Crude prices climbed on Monday to their highest levels since January after the U.S. confirmed its military participation in Israel’s weekend attacks on Iranian nuclear facilities, escalating tensions in the Middle East and renewing concerns over supply security.


Market snapshot (as of 6:30 a.m. EST):


• Brent (Aug): $77.57 (+$0.56)

• WTI (Aug): $74.35 (+$0.51)


Earlier in the session, both benchmarks surged—Brent touched $81.40 and WTI reached $78.40—before paring gains and briefly dipping into negative territory in European trading.

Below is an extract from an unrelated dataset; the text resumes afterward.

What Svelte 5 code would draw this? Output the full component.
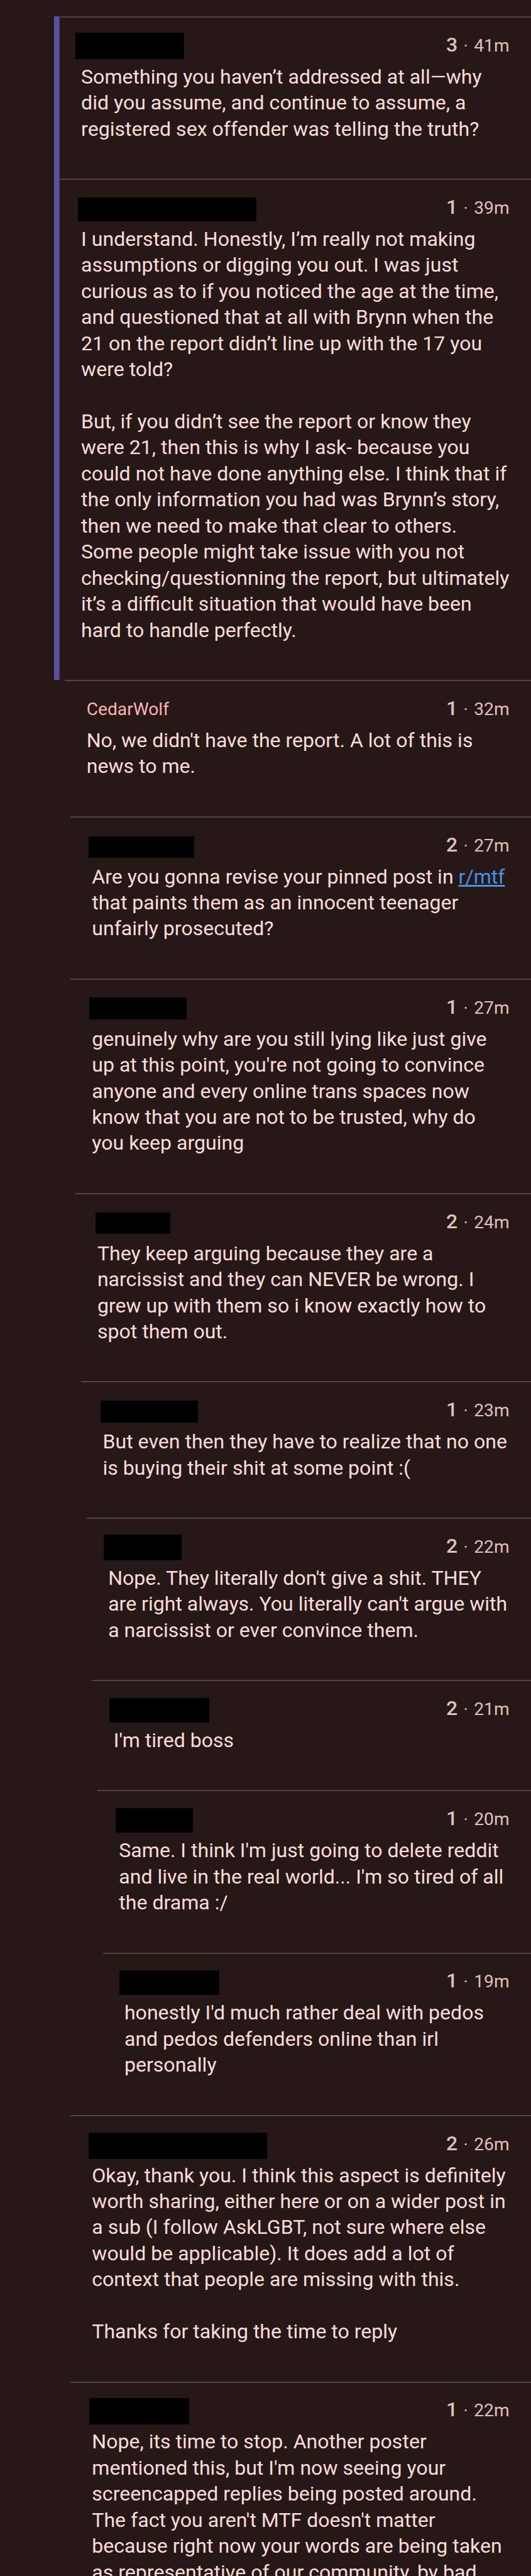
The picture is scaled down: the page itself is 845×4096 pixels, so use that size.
<script>
  const comments = [
    { x: 121, score: 3, age: '41m', thread: true, mask: { l: 154, w: 221, t: 33, h: 54 },
      lines: ['Something you haven’t addressed at all—why', 'did you assume, and continue to assume, a', 'registered sex offender was telling the truth?'] },
    { x: 121, score: 1, age: '39m', thread: true, mask: { l: 158, w: 363, t: 39, h: 48 },
      lines: ['I understand. Honestly, I’m really not making', 'assumptions or digging you out. I was just', 'curious as to if you noticed the age at the time,', 'and questioned that at all with Brynn when the', '21 on the report didn’t line up with the 17 you', 'were told?', '', 'But, if you didn’t see the report or know they', 'were 21, then this is why I ask- because you', 'could not have done anything else. I think that if', 'the only information you had was Brynn’s story,', 'then we need to make that clear to others.', 'Some people might take issue with you not', 'checking/questionning the report, but ultimately', 'it’s a difficult situation that would have been', 'hard to handle perfectly.'] },
    { x: 132, score: 1, age: '32m', author: 'CedarWolf',
      lines: ["No, we didn't have the report. A lot of this is", 'news to me.'] },
    { x: 143, score: 2, age: '27m', mask: { l: 180, w: 215, t: 42, h: 43 },
      lines: [['Are you gonna revise your pinned post in ', 'r/mtf'], 'that paints them as an innocent teenager', 'unfairly prosecuted?'] },
    { x: 143, score: 1, age: '27m', mask: { l: 182, w: 198, t: 39, h: 45 },
      lines: ['genuinely why are you still lying like just give', "up at this point, you're not going to convince", 'anyone and every online trans spaces now', 'know that you are not to be trusted, why do', 'you keep arguing'] },
    { x: 154, score: 2, age: '24m', mask: { l: 194, w: 153, t: 40, h: 44 },
      lines: ['They keep arguing because they are a', 'narcissist and they can NEVER be wrong. I', 'grew up with them so i know exactly how to', 'spot them out.'] },
    { x: 165, score: 1, age: '23m', mask: { l: 204, w: 198, t: 39, h: 45 },
      lines: ['But even then they have to realize that no one', 'is buying their shit at some point :('] },
    { x: 176, score: 2, age: '22m', mask: { l: 211, w: 159, t: 34, h: 53 },
      lines: ["Nope. They literally don't give a shit. THEY", "are right always. You literally can't argue with", 'a narcissist or ever convince them.'] },
    { x: 187, score: 2, age: '21m', mask: { l: 222, w: 204, t: 37, h: 50 },
      lines: ["I'm tired boss"] },
    { x: 198, score: 1, age: '20m', mask: { l: 235, w: 158, t: 37, h: 50 },
      lines: ["Same. I think I'm just going to delete reddit", "and live in the real world... I'm so tired of all", 'the drama :/'] },
    { x: 209, score: 1, age: '19m', mask: { l: 243, w: 203, t: 36, h: 50 },
      lines: ["honestly I'd much rather deal with pedos", 'and pedos defenders online than irl', 'personally'] },
    { x: 143, score: 2, age: '26m', mask: { l: 180, w: 363, t: 36, h: 54 },
      lines: ['Okay, thank you. I think this aspect is definitely', 'worth sharing, either here or on a wider post in', 'a sub (I follow AskLGBT, not sure where else', 'would be applicable). It does add a lot of', 'context that people are missing with this.', '', 'Thanks for taking the time to reply'] },
    { x: 143, score: 1, age: '22m', mask: { l: 181, w: 204, t: 34, h: 54 },
      lines: ['Nope, its time to stop. Another poster', "mentioned this, but I'm now seeing your", 'screencapped replies being posted around.', "The fact you aren't MTF doesn't matter", 'because right now your words are being taken', 'as representative of our community, by bad'] },
  ];
  const u = (n) => `calc(${n} * var(--u))`;
</script>

<main>
  {#each comments as c}
    <div class="row" class:thread={c.thread} style:--x={u(c.x)}>
      <article>
        <header>
          {#if c.mask}
            <span class="mask" style:margin-left={u(c.mask.l - c.x - 44)} style:margin-top={u(c.mask.t - 3)} style:width={u(c.mask.w)} style:height={u(c.mask.h)}></span>
          {:else}
            <span class="author">{c.author}</span>
          {/if}
          <span class="meta"><b>{c.score}</b><span class="dot">·</span>{c.age}</span>
        </header>
        <div class="body">
          {#each c.lines as line}
            <div class="line">{#if Array.isArray(line)}{line[0]}<a href="#mtf">{line[1]}</a>{:else}{line}{/if}</div>
          {/each}
        </div>
      </article>
    </div>
  {/each}
</main>

<style>
  :global(body) { background: #271818; }
  main {
    --u: 0.78241px;
    box-sizing: border-box;
    width: 845px;
    height: 4096px;
    overflow: hidden;
    padding-top: calc(33 * var(--u));
    background: #271818;
    color: #fbdcdb;
    font-family: Roboto, sans-serif;
  }
  .row { box-sizing: border-box; padding-left: var(--x); }
  .row.thread {
    margin-left: calc(110 * var(--u));
    padding-left: calc(11 * var(--u));
    background: linear-gradient(#5e50a1, #5e50a1) 0 0 / calc(11 * var(--u)) 100% no-repeat;
  }
  article {
    box-sizing: border-box;
    border-top: 2px solid #5b4142;
    padding: calc(3 * var(--u) - 2px) calc(44 * var(--u)) calc(74 * var(--u));
  }
  header {
    display: flex;
    justify-content: space-between;
    align-items: flex-start;
    height: calc(94 * var(--u));
  }
  .mask { flex: none; background: #000; }
  .author {
    color: #ffb3b1;
    font-size: calc(36 * var(--u));
    line-height: calc(50 * var(--u));
    margin-top: calc(32 * var(--u));
  }
  .meta {
    color: #e0bfbe;
    font-size: calc(36 * var(--u));
    line-height: calc(50 * var(--u));
    margin-top: calc(30.1 * var(--u));
    white-space: pre;
  }
  .meta b { font-size: calc(41 * var(--u)); font-weight: 500; }
  .dot { margin: 0 calc(12 * var(--u)); }
  .body { font-size: calc(41 * var(--u)); line-height: calc(53 * var(--u)); white-space: pre; }
  .line { height: calc(53 * var(--u)); }
  a { color: #4a90e2; text-decoration: underline; }
</style>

Geopolitical risk premium still in play


Prices have risen around 11% for Brent and 9% for WTI since the conflict began on June 13. Monday’s session opened strongly following President Trump’s statement that the U.S. had “obliterated” Iran’s nuclear facilities in a joint strike with Israel. Iran quickly responded, calling Trump a “gambler” and warning that U.S. assets in the region are now legitimate military targets.


Despite the escalation, prices flattened out by mid-morning as traders assessed the lack of actual supply disruptions. “The geopolitical risk premium is fading, as so far there has been no supply disruptions,” UBS analyst Giovanni Staunovo said. “But... market participants are likely to maintain a risk premium for now.”


Strait of Hormuz under close watch


The market remains laser-focused on the Strait of Hormuz, through which roughly 20% of global oil flows. While there have been no confirmed disruptions to tanker traffic, even the threat of interference has prompted concerns that delays could occur and spike prices.


“All eyes remain on the Strait of Hormuz... and whether Iran will seek to disrupt tanker traffic,” said Ole Hansen of Saxo Bank.



Short-term price scenarios


Goldman Sachs said in a Sunday note that if tanker flows through Hormuz were halved for one month, Brent could spike to $110 per barrel before settling into a prolonged premium if disruptions persist. The bank still assumes no significant sustained disruption, citing mutual interest in keeping energy markets stable.



Iran walks a tightrope


Iran, OPEC’s third-largest producer, exports over 2 million barrels per day, most of which pass through the same chokepoint it might threaten. Analysts noted that Iran’s economic reliance on oil revenues limits how aggressively it can act without triggering domestic economic pain.

“Sustained closure of the Strait would be a double-edged sword for Iran,” said Sugandha Sachdeva of SS WealthStreet. “It would severely damage their own economy, which is already under strain.”